- Aim
Transcribe the material word for word, but without the images.

___ Dataset excerpt ___

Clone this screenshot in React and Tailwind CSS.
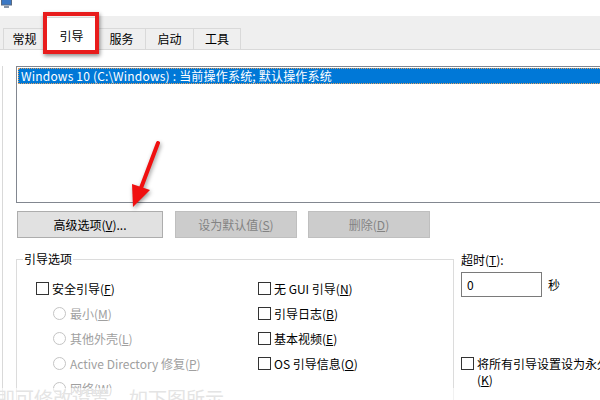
import React from "react";

const FONT = "font-['Noto_Sans_CJK_SC','Noto_Sans',sans-serif]";

function Cb({ children }) {
  return (
    <div className="flex items-center h-[25px]">
      <span className="w-[13px] h-[13px] border border-[#333333] bg-white shrink-0" />
      <span className="ml-[3px] text-[12px] leading-[16px] text-black whitespace-nowrap">{children}</span>
    </div>
  );
}

function Radio({ children }) {
  return (
    <div className="flex items-center h-[25px] pl-[17px]">
      <span className="w-[13px] h-[13px] rounded-full border border-[#c4c4c4] bg-white shrink-0" />
      <span className="ml-[4px] text-[12px] leading-[16px] text-[#a0a0a0] whitespace-nowrap">{children}</span>
    </div>
  );
}

function Tab({ children, w }) {
  return (
    <div className={`${w} h-[21px] border border-b-0 border-[#d9d9d9] -ml-px first:ml-0 flex items-center justify-center text-[12px] leading-[16px] text-black`}>
      {children}
    </div>
  );
}

export default function App() {
  return (
    <div className={`relative w-[600px] h-[400px] overflow-hidden bg-white ${FONT}`}>
      {/* title area */}
      <div className="h-[16px] relative">
        <svg className="absolute left-[1px] top-0" width="12" height="9" viewBox="0 0 12 9">
          <rect x="0.5" y="-3" width="10" height="8" fill="#3b78c4" stroke="#5a6a80" />
          <rect x="3" y="6" width="5" height="2" fill="#8a96a6" />
        </svg>
      </div>

      {/* tab strip */}
      <div className="h-[34px] bg-[#efefef] border-b border-[#d9d9d9] flex items-end pl-[3px]">
        <Tab w="w-[43px]">常规</Tab>
        <div className="w-[53px] h-[33px] -mb-px -ml-px bg-white border border-b-0 border-[#d9d9d9] flex items-start justify-center pt-[10px] text-[12px] leading-[16px] text-black">
          引导
        </div>
        <Tab w="w-[49px]">服务</Tab>
        <Tab w="w-[49px]">启动</Tab>
        <Tab w="w-[48px]">工具</Tab>
      </div>

      {/* panel */}
      <div className="ml-[2px] border-l border-[#d9d9d9] pl-[13px] h-[350px] w-[640px]">
        {/* list box */}
        <div className="mt-[16px] w-[620px] h-[137px] border border-[#828790] p-px">
          <div className="h-[16px] bg-[#0078d7] border border-dotted border-[#e0a060] pl-[2px] text-[12px] leading-[14px] text-white whitespace-nowrap tracking-[0.2px]">
            Windows 10 (C:\Windows) : 当前操作系统; 默认操作系统
          </div>
        </div>

        {/* buttons */}
        <div className="mt-[8px] flex items-center">
          <div className="ml-px w-[146px] h-[27px] bg-[#e1e1e1] border border-[#adadad] flex items-center justify-center text-[12px] text-black">
            高级选项(<u>V</u>)...
          </div>
          <div className="ml-[12px] w-[122px] h-[27px] bg-[#cccccc] border border-[#bfbfbf] flex items-center justify-center text-[12px] text-[#838383]">
            设为默认值(<u>S</u>)
          </div>
          <div className="ml-[11px] w-[122px] h-[27px] bg-[#cccccc] border border-[#bfbfbf] flex items-center justify-center text-[12px] text-[#838383]">
            删除(<u>D</u>)
          </div>
        </div>

        {/* lower section */}
        <div className="mt-[14px] flex items-start">
          <fieldset className="shrink-0 w-[438px] h-[200px] border border-[#dcdcdc] m-0 p-0">
            <legend className="ml-[6px] px-px text-[12px] leading-[14px] text-black">引导选项</legend>
            <div className="pt-[10px] pl-[19px] grid grid-cols-[222px_1fr]">
              <div className="flex flex-col">
                <Cb>安全引导(<u>F</u>)</Cb>
                <Radio>最小(<u>M</u>)</Radio>
                <Radio>其他外壳(<u>L</u>)</Radio>
                <Radio>Active Directory 修复(<u>P</u>)</Radio>
                <Radio>网络(<u>W</u>)</Radio>
              </div>
              <div className="flex flex-col">
                <Cb>无 GUI 引导(<u>N</u>)</Cb>
                <Cb>引导日志(<u>B</u>)</Cb>
                <Cb>基本视频(<u>E</u>)</Cb>
                <Cb>OS 引导信息(<u>O</u>)</Cb>
              </div>
            </div>
          </fieldset>

          <div className="shrink-0 ml-[7px] flex flex-col">
            <div className="text-[12px] leading-[16px] text-black">超时(<u>T</u>):</div>
            <div className="mt-[4px] flex items-center">
              <div className="w-[81px] h-[25px] border border-[#7a7a7a] pl-[5px] flex items-center text-[12px] text-black">0</div>
              <span className="ml-[6px] text-[12px] text-black">秒</span>
            </div>
            <div className="mt-[59px] flex items-start">
              <span className="mt-px w-[13px] h-[13px] border border-[#333333] bg-white shrink-0" />
              <span className="ml-[3px] w-[136px] text-[12px] leading-[16px] text-black">
                将所有引导设置设为永久(<u>K</u>)
              </span>
            </div>
          </div>
        </div>
      </div>

      {/* annotation: red box around tab */}
      <div className="absolute left-[43px] top-[12px] w-[56px] h-[42px] border-[4px] border-[#e81c1c] shadow-[1px_2px_4px_rgba(0,0,0,0.45)]" />

      {/* annotation: red arrow */}
      <svg className="absolute left-0 top-0 pointer-events-none" width="600" height="400" viewBox="0 0 600 400">
        <g style={{ filter: "drop-shadow(1px 2px 2px rgba(0,0,0,0.4))" }}>
          <line x1="158" y1="143" x2="141" y2="188" stroke="#f01010" strokeWidth="4" strokeLinecap="round" />
          <polygon points="133,207 132,184 150,190" fill="#f01010" />
        </g>
      </svg>

      {/* faded bottom caption */}
      <div className="absolute left-0 bottom-0 w-[600px] h-[12px] bg-white/60" />
      <div className="absolute left-[-4px] top-[387px] text-[19px] leading-[22px] text-[#e4e4e4] whitespace-nowrap">
        即可修改设置，如下图所示。
      </div>
    </div>
  );
}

___

- Right answer
Clone this screenshot in React and Tailwind CSS.
import React from "react";

const FONT = "font-['Noto_Sans_CJK_SC','Noto_Sans',sans-serif]";

function Cb({ children }) {
  return (
    <div className="flex items-center h-[25px]">
      <span className="w-[13px] h-[13px] border border-[#333333] bg-white shrink-0" />
      <span className="ml-[3px] text-[12px] leading-[16px] text-black whitespace-nowrap">{children}</span>
    </div>
  );
}

function Radio({ children }) {
  return (
    <div className="flex items-center h-[25px] pl-[17px]">
      <span className="w-[13px] h-[13px] rounded-full border border-[#c4c4c4] bg-white shrink-0" />
      <span className="ml-[4px] text-[12px] leading-[16px] text-[#a0a0a0] whitespace-nowrap">{children}</span>
    </div>
  );
}

function Tab({ children, w }) {
  return (
    <div className={`${w} h-[21px] border border-b-0 border-[#d9d9d9] -ml-px first:ml-0 flex items-center justify-center text-[12px] leading-[16px] text-black`}>
      {children}
    </div>
  );
}

export default function App() {
  return (
    <div className={`relative w-[600px] h-[400px] overflow-hidden bg-white ${FONT}`}>
      {/* title area */}
      <div className="h-[16px] relative">
        <svg className="absolute left-[1px] top-0" width="12" height="9" viewBox="0 0 12 9">
          <rect x="0.5" y="-3" width="10" height="8" fill="#3b78c4" stroke="#5a6a80" />
          <rect x="3" y="6" width="5" height="2" fill="#8a96a6" />
        </svg>
      </div>

      {/* tab strip */}
      <div className="h-[34px] bg-[#efefef] border-b border-[#d9d9d9] flex items-end pl-[3px]">
        <Tab w="w-[43px]">常规</Tab>
        <div className="w-[53px] h-[33px] -mb-px -ml-px bg-white border border-b-0 border-[#d9d9d9] flex items-start justify-center pt-[10px] text-[12px] leading-[16px] text-black">
          引导
        </div>
        <Tab w="w-[49px]">服务</Tab>
        <Tab w="w-[49px]">启动</Tab>
        <Tab w="w-[48px]">工具</Tab>
      </div>

      {/* panel */}
      <div className="ml-[2px] border-l border-[#d9d9d9] pl-[13px] h-[350px] w-[640px]">
        {/* list box */}
        <div className="mt-[16px] w-[620px] h-[137px] border border-[#828790] p-px">
          <div className="h-[16px] bg-[#0078d7] border border-dotted border-[#e0a060] pl-[2px] text-[12px] leading-[14px] text-white whitespace-nowrap tracking-[0.2px]">
            Windows 10 (C:\Windows) : 当前操作系统; 默认操作系统
          </div>
        </div>

        {/* buttons */}
        <div className="mt-[8px] flex items-center">
          <div className="ml-px w-[146px] h-[27px] bg-[#e1e1e1] border border-[#adadad] flex items-center justify-center text-[12px] text-black">
            高级选项(<u>V</u>)...
          </div>
          <div className="ml-[12px] w-[122px] h-[27px] bg-[#cccccc] border border-[#bfbfbf] flex items-center justify-center text-[12px] text-[#838383]">
            设为默认值(<u>S</u>)
          </div>
          <div className="ml-[11px] w-[122px] h-[27px] bg-[#cccccc] border border-[#bfbfbf] flex items-center justify-center text-[12px] text-[#838383]">
            删除(<u>D</u>)
          </div>
        </div>

        {/* lower section */}
        <div className="mt-[14px] flex items-start">
          <fieldset className="shrink-0 w-[438px] h-[200px] border border-[#dcdcdc] m-0 p-0">
            <legend className="ml-[6px] px-px text-[12px] leading-[14px] text-black">引导选项</legend>
            <div className="pt-[10px] pl-[19px] grid grid-cols-[222px_1fr]">
              <div className="flex flex-col">
                <Cb>安全引导(<u>F</u>)</Cb>
                <Radio>最小(<u>M</u>)</Radio>
                <Radio>其他外壳(<u>L</u>)</Radio>
                <Radio>Active Directory 修复(<u>P</u>)</Radio>
                <Radio>网络(<u>W</u>)</Radio>
              </div>
              <div className="flex flex-col">
                <Cb>无 GUI 引导(<u>N</u>)</Cb>
                <Cb>引导日志(<u>B</u>)</Cb>
                <Cb>基本视频(<u>E</u>)</Cb>
                <Cb>OS 引导信息(<u>O</u>)</Cb>
              </div>
            </div>
          </fieldset>

          <div className="shrink-0 ml-[7px] flex flex-col">
            <div className="text-[12px] leading-[16px] text-black">超时(<u>T</u>):</div>
            <div className="mt-[4px] flex items-center">
              <div className="w-[81px] h-[25px] border border-[#7a7a7a] pl-[5px] flex items-center text-[12px] text-black">0</div>
              <span className="ml-[6px] text-[12px] text-black">秒</span>
            </div>
            <div className="mt-[59px] flex items-start">
              <span className="mt-px w-[13px] h-[13px] border border-[#333333] bg-white shrink-0" />
              <span className="ml-[3px] w-[136px] text-[12px] leading-[16px] text-black">
                将所有引导设置设为永久(<u>K</u>)
              </span>
            </div>
          </div>
        </div>
      </div>

      {/* annotation: red box around tab */}
      <div className="absolute left-[43px] top-[12px] w-[56px] h-[42px] border-[4px] border-[#e81c1c] shadow-[1px_2px_4px_rgba(0,0,0,0.45)]" />

      {/* annotation: red arrow */}
      <svg className="absolute left-0 top-0 pointer-events-none" width="600" height="400" viewBox="0 0 600 400">
        <g style={{ filter: "drop-shadow(1px 2px 2px rgba(0,0,0,0.4))" }}>
          <line x1="158" y1="143" x2="141" y2="188" stroke="#f01010" strokeWidth="4" strokeLinecap="round" />
          <polygon points="133,207 132,184 150,190" fill="#f01010" />
        </g>
      </svg>

      {/* faded bottom caption */}
      <div className="absolute left-0 bottom-0 w-[600px] h-[12px] bg-white/60" />
      <div className="absolute left-[-4px] top-[387px] text-[19px] leading-[22px] text-[#e4e4e4] whitespace-nowrap">
        即可修改设置，如下图所示。
      </div>
    </div>
  );
}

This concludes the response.